WASHINGTON — Sen. Robert Menendez is asking the Justice Department to pursue evidence obtained by U.S. investigators that the Cuban government concocted an elaborate plot to smear him with allegations that he cavorted with underage prostitutes, the Washington Post reported Monday, citing unnamed people familiar with the discussions.
In a letter sent to Justice Department officials, the senator's attorney, Stephen Ryan, asserts that the plot was timed to derail the political rise of Menendez, D-N.J., one of Washington's most ardent critics of the Castro regime. At the time, Menendez was running for re-election and was preparing to assume the powerful chairmanship of the Senate Foreign Relations Committee.

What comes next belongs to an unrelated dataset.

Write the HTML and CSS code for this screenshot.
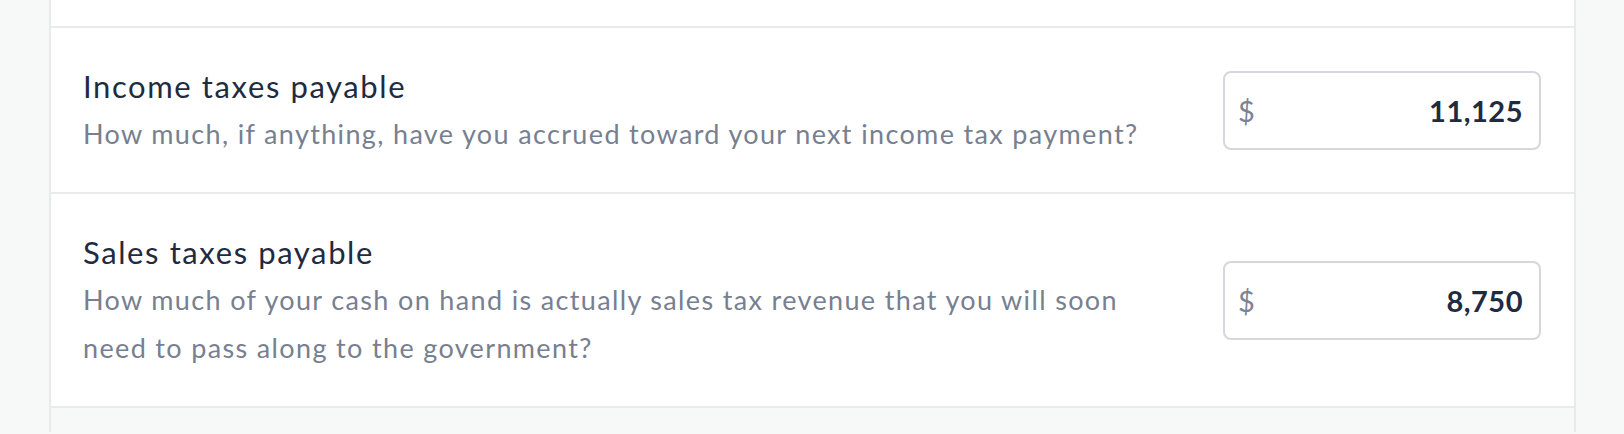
FILE: index.html
```html
<!DOCTYPE html>
<html lang="en">
<head>
    <meta charset="UTF-8">
    <meta name="viewport" content="width=device-width, initial-scale=1.0">
    <title>Liabilities</title>
    <link rel="stylesheet" href="styles.css">
</head>
<body>
    <div class="page">
        <div class="card">
            <div class="row row-prev"></div>

            <div class="row">
                <div class="row-text">
                    <h3>Income taxes payable</h3>
                    <p>How much, if anything, have you accrued toward your next income tax payment?</p>
                </div>
                <label class="money">
                    <span class="money-sign">$</span>
                    <input type="text" value="11,125">
                </label>
            </div>

            <div class="row">
                <div class="row-text">
                    <h3>Sales taxes payable</h3>
                    <p>How much of your cash on hand is actually sales tax revenue that you will soon need to pass along to the government?</p>
                </div>
                <label class="money">
                    <span class="money-sign">$</span>
                    <input type="text" value="8,750">
                </label>
            </div>

            <div class="row row-foot"></div>
        </div>
    </div>
</body>
</html>
```

FILE: styles.css
```css
body {
    font-family: 'Lato', 'Noto Sans', sans-serif;
    background: #f7f8f8;
    color: #1e2b40;
    margin: 0;
    height: 100vh;
    overflow: hidden;
}

.page {
    padding: 0 48px 0 49px;
}

.card {
    background: #ffffff;
    border-left: 2px solid #e9eaeb;
    border-right: 2px solid #e9eaeb;
}

.row {
    display: flex;
    align-items: center;
    justify-content: space-between;
    padding: 34px 33px 34px 32px;
    border-top: 2px solid #e9eaeb;
}

.row-prev {
    height: 26px;
    padding: 0;
    border-top: none;
}

.row-foot {
    background: #f7f8f8;
    height: 24px;
    padding: 0;
}

.row-text {
    max-width: 1080px;
}

.row-text h3 {
    margin: 0;
    font-size: 31px;
    font-weight: 400;
    letter-spacing: 1.6px;
    line-height: 48px;
    color: #1e2b40;
}

.row-text p {
    margin: 0;
    font-size: 27px;
    letter-spacing: 1.35px;
    line-height: 48px;
    color: #777f90;
}

.money {
    display: flex;
    align-items: center;
    width: 318px;
    height: 79px;
    box-sizing: border-box;
    border: 2px solid #d6d7dc;
    border-radius: 8px;
    padding: 0 16px 0 13px;
    flex-shrink: 0;
}

.money-sign {
    font-size: 29px;
    color: #7b8394;
}

.money input {
    flex: 1;
    min-width: 0;
    border: none;
    outline: none;
    background: transparent;
    text-align: right;
    font-family: inherit;
    font-size: 29px;
    font-weight: 700;
    letter-spacing: 0.5px;
    color: #1e2b40;
    padding: 0;
}
```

According to a former U.S. official with firsthand knowledge of government intelligence, the CIA had obtained credible evidence, including Internet protocol addresses, linking Cuban agents to the prostitution claims and to efforts to plant the story in U.S. and Latin American media.
A spokesman for the Cuban Interests Section in Washington, which functions as the island's U.S. diplomatic outpost, did not respond to requests for comment.
The allegations against Menendez erupted in public in November 2012, when the Daily Caller, a conservative website, quoted two Dominican women claiming Menendez had paid them for sex.
The FBI investigated the prostitution claims but was unable to corroborate them. Last year, three Dominican women who had initially claimed to reporters that they had been paid to have sex with Menendez recanted their story.